After all of the optimism surrounding the past two days of NBA lockout negotiations, Friday's talks in New York ended--somewhat briefly, compared to Wednesday's marathon session--with a much less positive outlook. League commissioner David Stern subsequently announced that league would cancel an additional two weeks of regular-season games, wiping the November schedule clean, an anticipated measure.
"Our games are cancelled through," said a grim-looking Stern, in contrast to his jovial demeanor after Wednesday's session. "The end of the month of November."
"It's not practical, possible or prudent," he continued. "There will not be a full NBA season."
No further bargaining sessions are scheduled for this weekend--Lakers guard Derek Fisher, the players' association president, told NBA.com he was flying back to Los Angeles--or otherwise. Friday's breakdown occurred because of the continued impasse over the division of basketball-related income--and the animus between the two sides apparently returned.
Union executive director Billy Hunter claimed Stern was "snookering" the media when the commissioner confirmed he was prepared to make a major economic move Friday.
"What he was trying to do was position himself on those other system issues (such as the luxury tax and mid-level exception) so he could get his number on BRI," said Hunter. "It appears that more we give on the system, we may be painting ourselves into a corner."
"They got to the place again where it was, '50-50, take it or leave it,'" he continued. "Today, we're leaving it, like we left it last week.
"Derek and I may it clear that we could not sell a 50-50 deal to our membership, not with the system."
Added Fisher: "We've dropped our BRI percentage from 57 percent to 52.5.
"Right now, it's still not enough for them to feel that this deal should be closed," continued the veteran guard, who cited "artificial pressure" as a reason to not rush through a deal that would last his constituents 10 more years. "We're still not sure if they're at 50 or they're at 47.
"Today just wasn't the day."
Stern confirmed that no further bargaining sessions are scheduled.
"I'm not going to project future negotiations," he said. "We've had, until this afternoon, several good days of give-and-take."
"We've made some major progress on length of contract," the commissioner continued. "We spent a fair amount of time talking about revenue sharing today.
"We made a fair number of concessions."
The commissioner revealed his take on how the negotiations ended for the day.
"Billy Hunter said he wasn't willing to go a penny below 52 percent," he said. "He closed up his books and walked out of the room."
"We were at 47," Stern added. "Today, our offer was 50."
Predictably, Hunter's view on the situation was very different.
"We did what it was the league said they needed," he said. "Their eyes got bigger and they wanted more and more and more, so finally, we had to shut it down and say, 'it can't be.'"
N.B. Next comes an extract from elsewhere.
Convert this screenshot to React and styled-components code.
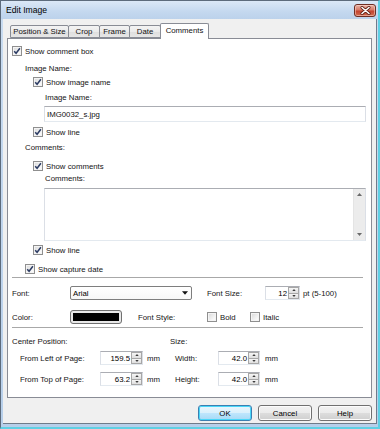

"Our number was our number," Hunter continued. "We just couldn't bridge the gap."
"I know that we have gotten a deal by this weekend, it was very likely, highly probable that we could have gotten a full season."
Ominously, Stern indicated the league's next offer--when the two sides meet again--will be less favorable.
"We're going to have to recalculate," said Stern.
"We've lost approaching 200 million," he continued. "We'll lose several hundred million dollars more."
"You can assume that our offer will change to reflect the changed economic circumstances."
So, despite progress on significant system issues, such as the mid-level exception and even some movement on the luxury-tax policy, it appears that if not back to square one, the two parties are again at odds, with conflicting opinions on their respective stances. One thing, however, is for certain, as Stern glumly summarized.
"The amount of dollars lost to the owners is extraordinary and the amount of dollars lost to the players is also extraordinary," said the commissioner. "In the short run, the owners will not be able to make it back and I know for a fact, in the short run, the players will not be able to make it back, and probably will never be able to make it back."
Neither will the dozens, even hundreds of people employed by the league and its teams or the people making their livelihoods based on games being played, not to mention the fans currently being deprived of NBA basketball.